Pages as source code:
====
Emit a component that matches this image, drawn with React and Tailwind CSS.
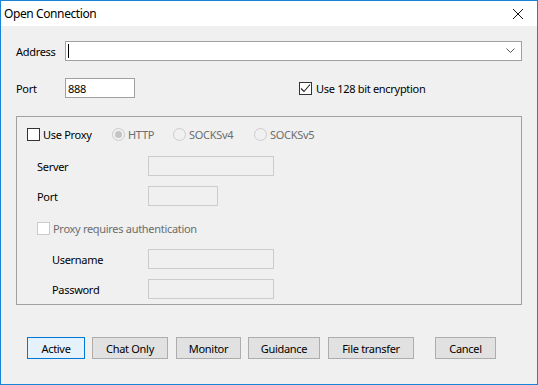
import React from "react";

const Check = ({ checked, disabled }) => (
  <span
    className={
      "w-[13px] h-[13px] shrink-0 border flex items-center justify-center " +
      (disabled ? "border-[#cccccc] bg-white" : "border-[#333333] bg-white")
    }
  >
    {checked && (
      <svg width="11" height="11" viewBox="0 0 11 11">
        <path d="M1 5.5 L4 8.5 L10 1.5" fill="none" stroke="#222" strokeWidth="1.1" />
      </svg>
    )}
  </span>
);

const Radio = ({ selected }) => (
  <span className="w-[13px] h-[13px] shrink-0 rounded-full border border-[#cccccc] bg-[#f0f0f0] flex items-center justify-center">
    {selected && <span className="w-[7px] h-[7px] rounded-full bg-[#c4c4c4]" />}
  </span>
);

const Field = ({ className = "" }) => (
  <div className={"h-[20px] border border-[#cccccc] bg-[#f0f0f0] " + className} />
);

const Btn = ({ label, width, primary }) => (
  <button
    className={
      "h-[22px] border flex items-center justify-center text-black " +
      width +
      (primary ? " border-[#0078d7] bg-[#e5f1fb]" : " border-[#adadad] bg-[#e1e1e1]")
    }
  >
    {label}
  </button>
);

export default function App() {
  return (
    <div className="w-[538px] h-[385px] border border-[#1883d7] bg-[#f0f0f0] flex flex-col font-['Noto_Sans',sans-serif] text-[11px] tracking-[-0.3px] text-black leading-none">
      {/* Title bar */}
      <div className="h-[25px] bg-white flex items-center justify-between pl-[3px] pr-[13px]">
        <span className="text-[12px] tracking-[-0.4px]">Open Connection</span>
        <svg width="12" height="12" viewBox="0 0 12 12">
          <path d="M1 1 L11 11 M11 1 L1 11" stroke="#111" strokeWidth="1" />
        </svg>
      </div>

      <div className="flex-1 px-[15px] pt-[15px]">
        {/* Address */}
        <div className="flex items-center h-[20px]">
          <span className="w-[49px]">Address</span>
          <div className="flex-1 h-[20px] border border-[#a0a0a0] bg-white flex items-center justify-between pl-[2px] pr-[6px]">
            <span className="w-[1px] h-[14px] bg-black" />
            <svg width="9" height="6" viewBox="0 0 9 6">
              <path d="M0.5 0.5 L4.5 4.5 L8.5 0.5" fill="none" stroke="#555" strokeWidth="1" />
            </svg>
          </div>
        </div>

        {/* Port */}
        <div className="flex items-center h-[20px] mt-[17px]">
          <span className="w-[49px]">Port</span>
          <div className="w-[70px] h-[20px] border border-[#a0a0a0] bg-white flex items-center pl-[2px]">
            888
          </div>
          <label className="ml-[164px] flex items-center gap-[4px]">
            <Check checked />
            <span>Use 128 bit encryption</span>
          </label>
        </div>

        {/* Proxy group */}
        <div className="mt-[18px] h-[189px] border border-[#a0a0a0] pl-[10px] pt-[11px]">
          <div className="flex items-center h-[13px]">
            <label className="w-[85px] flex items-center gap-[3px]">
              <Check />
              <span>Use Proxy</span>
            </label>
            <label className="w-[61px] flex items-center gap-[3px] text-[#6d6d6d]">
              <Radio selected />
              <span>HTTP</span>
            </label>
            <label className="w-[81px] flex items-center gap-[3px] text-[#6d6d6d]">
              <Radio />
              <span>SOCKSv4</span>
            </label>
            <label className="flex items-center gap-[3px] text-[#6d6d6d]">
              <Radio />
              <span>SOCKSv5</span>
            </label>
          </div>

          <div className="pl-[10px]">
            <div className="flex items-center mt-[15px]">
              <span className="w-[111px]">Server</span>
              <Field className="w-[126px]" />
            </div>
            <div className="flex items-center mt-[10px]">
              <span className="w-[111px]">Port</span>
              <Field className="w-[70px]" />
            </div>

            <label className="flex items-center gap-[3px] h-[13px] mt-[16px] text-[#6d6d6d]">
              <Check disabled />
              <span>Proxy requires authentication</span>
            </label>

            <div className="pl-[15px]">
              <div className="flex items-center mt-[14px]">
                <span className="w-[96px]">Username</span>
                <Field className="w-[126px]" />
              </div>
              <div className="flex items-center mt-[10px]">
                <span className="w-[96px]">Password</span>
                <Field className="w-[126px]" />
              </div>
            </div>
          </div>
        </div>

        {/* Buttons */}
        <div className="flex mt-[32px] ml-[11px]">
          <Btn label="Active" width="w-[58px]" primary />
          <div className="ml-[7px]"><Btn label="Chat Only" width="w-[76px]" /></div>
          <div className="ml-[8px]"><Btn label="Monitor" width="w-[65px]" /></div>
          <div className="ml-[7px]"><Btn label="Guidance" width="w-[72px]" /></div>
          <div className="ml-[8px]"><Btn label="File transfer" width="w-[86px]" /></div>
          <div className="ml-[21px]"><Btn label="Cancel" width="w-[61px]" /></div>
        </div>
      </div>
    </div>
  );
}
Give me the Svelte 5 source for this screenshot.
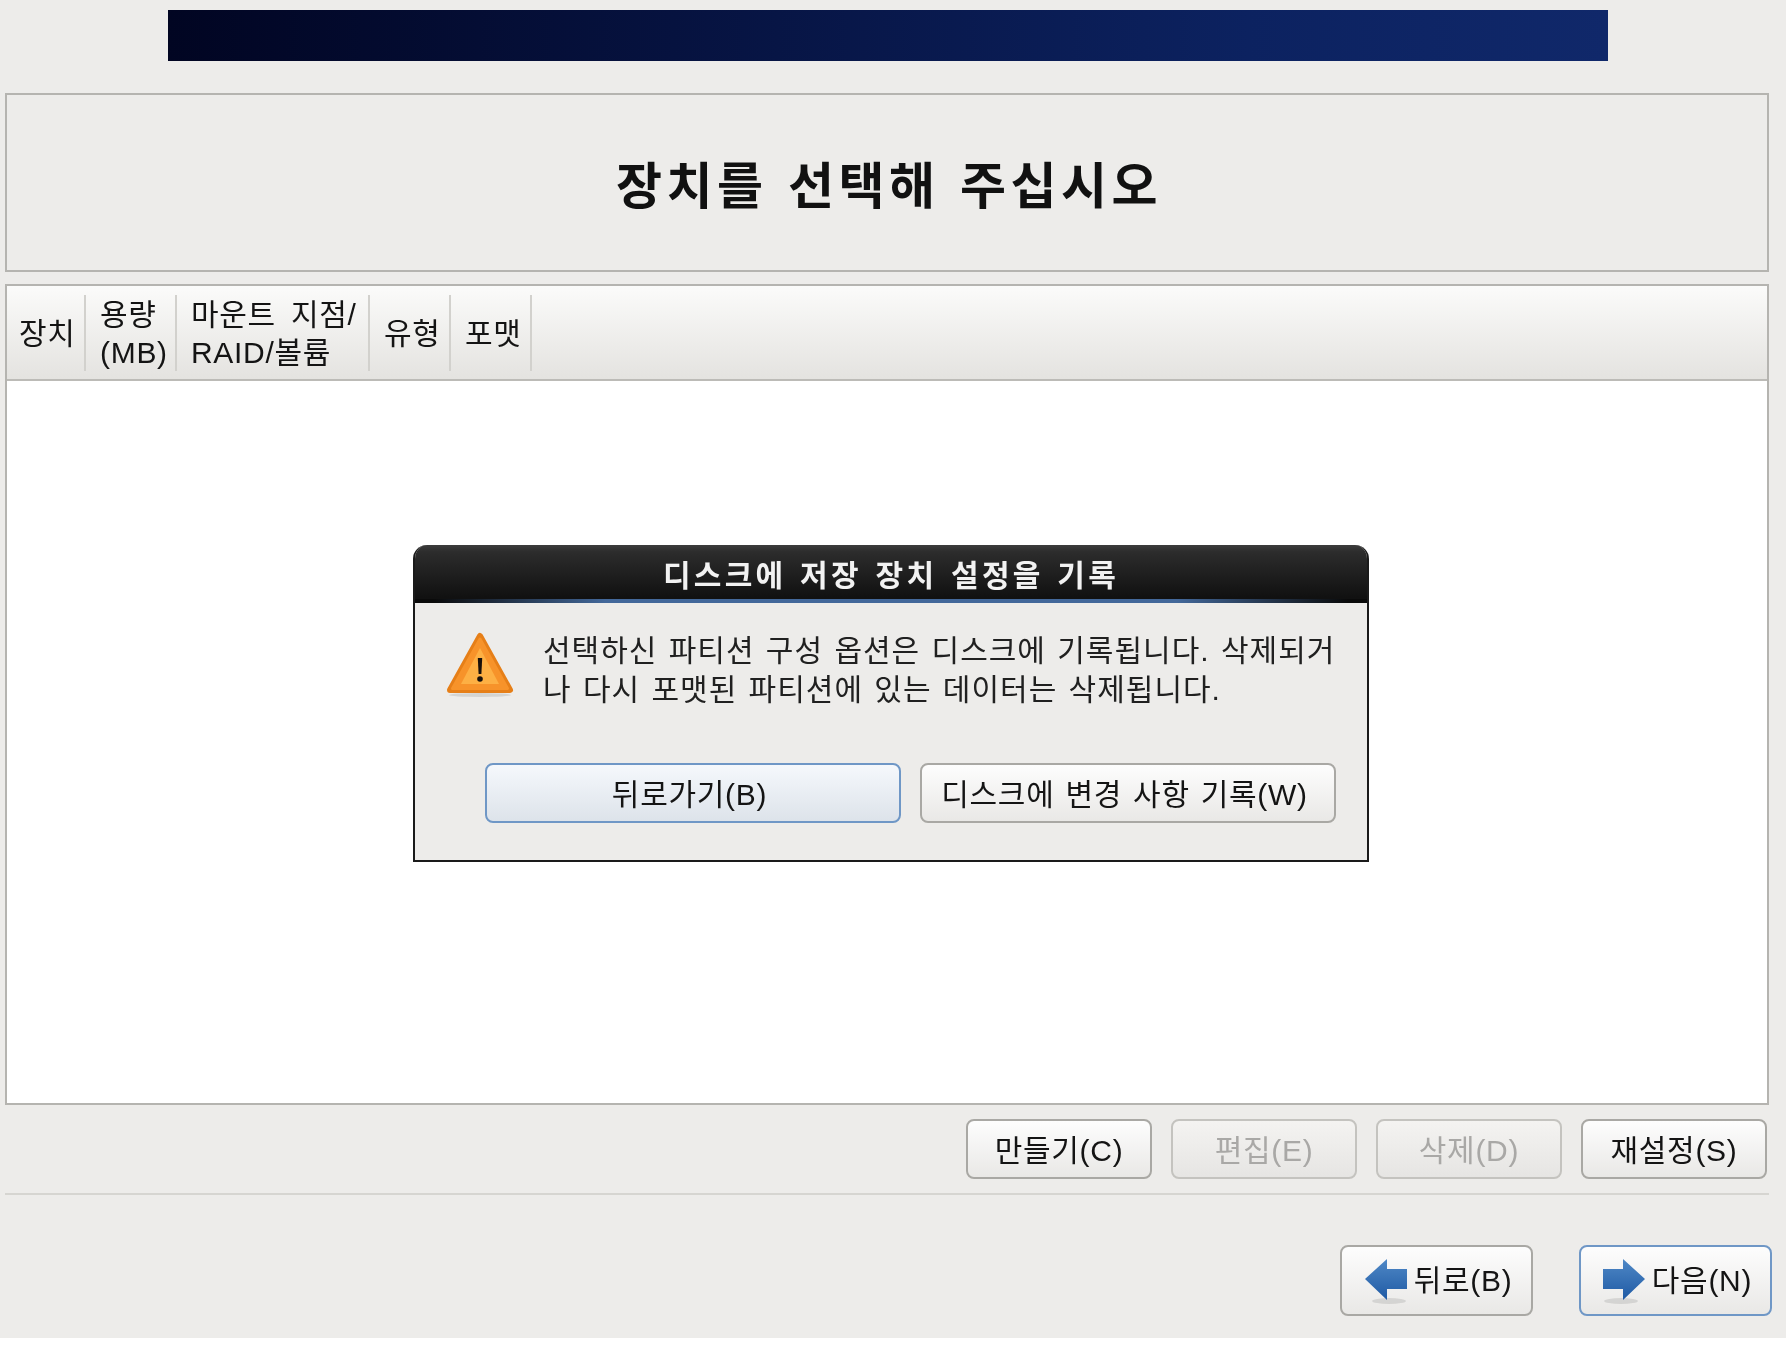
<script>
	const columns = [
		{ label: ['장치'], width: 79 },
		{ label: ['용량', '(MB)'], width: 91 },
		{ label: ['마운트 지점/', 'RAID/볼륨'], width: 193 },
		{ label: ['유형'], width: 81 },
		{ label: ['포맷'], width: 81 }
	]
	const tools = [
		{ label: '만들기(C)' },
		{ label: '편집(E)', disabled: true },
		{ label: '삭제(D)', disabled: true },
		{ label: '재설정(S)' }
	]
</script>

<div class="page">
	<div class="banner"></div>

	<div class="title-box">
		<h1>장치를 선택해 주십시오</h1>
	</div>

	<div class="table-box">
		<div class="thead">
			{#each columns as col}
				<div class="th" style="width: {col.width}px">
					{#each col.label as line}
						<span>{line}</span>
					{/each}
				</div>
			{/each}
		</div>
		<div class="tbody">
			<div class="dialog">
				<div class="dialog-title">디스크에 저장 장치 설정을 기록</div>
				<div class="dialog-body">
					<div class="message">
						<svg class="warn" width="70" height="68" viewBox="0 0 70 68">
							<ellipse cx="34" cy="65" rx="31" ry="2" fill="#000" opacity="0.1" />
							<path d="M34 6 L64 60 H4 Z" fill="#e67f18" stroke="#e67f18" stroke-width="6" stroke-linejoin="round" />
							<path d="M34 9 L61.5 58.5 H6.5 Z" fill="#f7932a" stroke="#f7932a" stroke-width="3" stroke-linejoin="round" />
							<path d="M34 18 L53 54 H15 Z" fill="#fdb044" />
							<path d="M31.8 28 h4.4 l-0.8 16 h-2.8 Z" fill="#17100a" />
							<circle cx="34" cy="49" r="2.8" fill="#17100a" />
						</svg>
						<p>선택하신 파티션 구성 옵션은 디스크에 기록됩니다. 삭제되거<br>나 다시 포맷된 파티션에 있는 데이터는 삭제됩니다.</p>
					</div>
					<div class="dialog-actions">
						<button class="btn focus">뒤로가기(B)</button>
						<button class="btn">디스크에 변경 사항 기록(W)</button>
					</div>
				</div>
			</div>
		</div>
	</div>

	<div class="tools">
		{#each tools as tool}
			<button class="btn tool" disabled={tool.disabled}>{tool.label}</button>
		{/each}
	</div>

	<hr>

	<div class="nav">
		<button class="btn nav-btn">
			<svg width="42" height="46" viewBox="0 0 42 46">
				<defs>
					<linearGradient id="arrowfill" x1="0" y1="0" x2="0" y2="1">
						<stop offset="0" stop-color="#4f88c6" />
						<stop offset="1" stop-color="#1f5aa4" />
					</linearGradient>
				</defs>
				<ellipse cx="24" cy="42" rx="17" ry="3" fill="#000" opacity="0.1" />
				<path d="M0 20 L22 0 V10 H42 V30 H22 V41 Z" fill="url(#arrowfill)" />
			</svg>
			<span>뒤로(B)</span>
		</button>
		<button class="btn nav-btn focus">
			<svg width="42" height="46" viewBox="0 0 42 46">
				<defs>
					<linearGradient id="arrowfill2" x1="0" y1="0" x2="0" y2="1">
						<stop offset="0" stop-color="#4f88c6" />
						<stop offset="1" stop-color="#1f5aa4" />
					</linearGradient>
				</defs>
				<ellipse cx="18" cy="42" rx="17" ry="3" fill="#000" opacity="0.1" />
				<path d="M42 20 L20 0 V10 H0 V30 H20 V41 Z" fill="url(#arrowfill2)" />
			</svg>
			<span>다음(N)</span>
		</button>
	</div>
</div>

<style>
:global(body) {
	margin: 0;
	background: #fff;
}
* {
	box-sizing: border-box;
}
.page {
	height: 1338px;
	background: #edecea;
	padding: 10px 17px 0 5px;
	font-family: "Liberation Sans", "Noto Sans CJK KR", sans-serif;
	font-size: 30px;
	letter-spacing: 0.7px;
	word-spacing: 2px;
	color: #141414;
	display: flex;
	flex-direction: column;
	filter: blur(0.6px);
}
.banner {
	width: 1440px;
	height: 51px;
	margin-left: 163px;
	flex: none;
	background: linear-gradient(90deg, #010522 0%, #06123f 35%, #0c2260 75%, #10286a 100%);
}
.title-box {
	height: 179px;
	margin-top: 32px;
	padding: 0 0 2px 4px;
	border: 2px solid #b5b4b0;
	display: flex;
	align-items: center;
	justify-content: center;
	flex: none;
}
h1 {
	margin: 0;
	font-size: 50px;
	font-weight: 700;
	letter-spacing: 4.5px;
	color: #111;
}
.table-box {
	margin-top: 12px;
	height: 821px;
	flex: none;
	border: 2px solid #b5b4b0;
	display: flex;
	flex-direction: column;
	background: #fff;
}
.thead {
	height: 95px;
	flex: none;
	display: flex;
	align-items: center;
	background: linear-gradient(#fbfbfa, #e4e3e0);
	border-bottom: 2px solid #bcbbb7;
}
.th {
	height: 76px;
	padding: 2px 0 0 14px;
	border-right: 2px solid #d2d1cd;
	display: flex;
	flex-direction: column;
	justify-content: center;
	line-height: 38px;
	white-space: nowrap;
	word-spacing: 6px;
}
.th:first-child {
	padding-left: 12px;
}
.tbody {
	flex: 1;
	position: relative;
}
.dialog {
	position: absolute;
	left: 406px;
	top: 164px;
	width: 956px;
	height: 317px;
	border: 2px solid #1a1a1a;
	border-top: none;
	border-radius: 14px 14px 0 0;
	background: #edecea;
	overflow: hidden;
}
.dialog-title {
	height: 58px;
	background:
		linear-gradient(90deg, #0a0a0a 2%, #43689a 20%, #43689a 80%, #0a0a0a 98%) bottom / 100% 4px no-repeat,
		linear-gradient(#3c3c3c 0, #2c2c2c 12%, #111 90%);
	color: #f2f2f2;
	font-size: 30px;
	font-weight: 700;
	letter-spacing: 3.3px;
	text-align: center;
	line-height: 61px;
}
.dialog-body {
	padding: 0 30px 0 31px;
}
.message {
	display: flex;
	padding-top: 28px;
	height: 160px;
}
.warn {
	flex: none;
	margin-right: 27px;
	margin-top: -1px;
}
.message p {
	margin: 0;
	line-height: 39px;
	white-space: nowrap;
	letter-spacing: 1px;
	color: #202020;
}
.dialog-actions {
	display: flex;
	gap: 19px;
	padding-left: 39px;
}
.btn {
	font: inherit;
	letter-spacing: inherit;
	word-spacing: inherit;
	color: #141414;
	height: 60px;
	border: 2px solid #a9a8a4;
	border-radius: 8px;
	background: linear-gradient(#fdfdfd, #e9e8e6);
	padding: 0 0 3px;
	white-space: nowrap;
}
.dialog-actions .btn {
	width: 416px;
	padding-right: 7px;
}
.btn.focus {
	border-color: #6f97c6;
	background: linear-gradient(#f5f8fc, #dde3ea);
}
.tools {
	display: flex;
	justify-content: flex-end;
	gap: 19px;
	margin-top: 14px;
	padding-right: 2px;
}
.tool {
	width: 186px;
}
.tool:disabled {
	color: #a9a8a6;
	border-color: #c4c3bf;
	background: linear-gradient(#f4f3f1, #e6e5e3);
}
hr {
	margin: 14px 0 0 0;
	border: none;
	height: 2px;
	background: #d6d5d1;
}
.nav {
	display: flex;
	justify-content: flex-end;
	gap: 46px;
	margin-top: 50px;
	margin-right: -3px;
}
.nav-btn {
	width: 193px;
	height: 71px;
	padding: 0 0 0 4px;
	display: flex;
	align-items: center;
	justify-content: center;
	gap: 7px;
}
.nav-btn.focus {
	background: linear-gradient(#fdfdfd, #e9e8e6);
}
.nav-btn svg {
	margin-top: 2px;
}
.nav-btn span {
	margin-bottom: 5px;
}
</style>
====
[GIVEN REQUEST]
Where a line of the entries contains the word "React", copy that line.

[WRITTEN SOLUTION]
Emit a component that matches this image, drawn with React and Tailwind CSS.
import React from "react";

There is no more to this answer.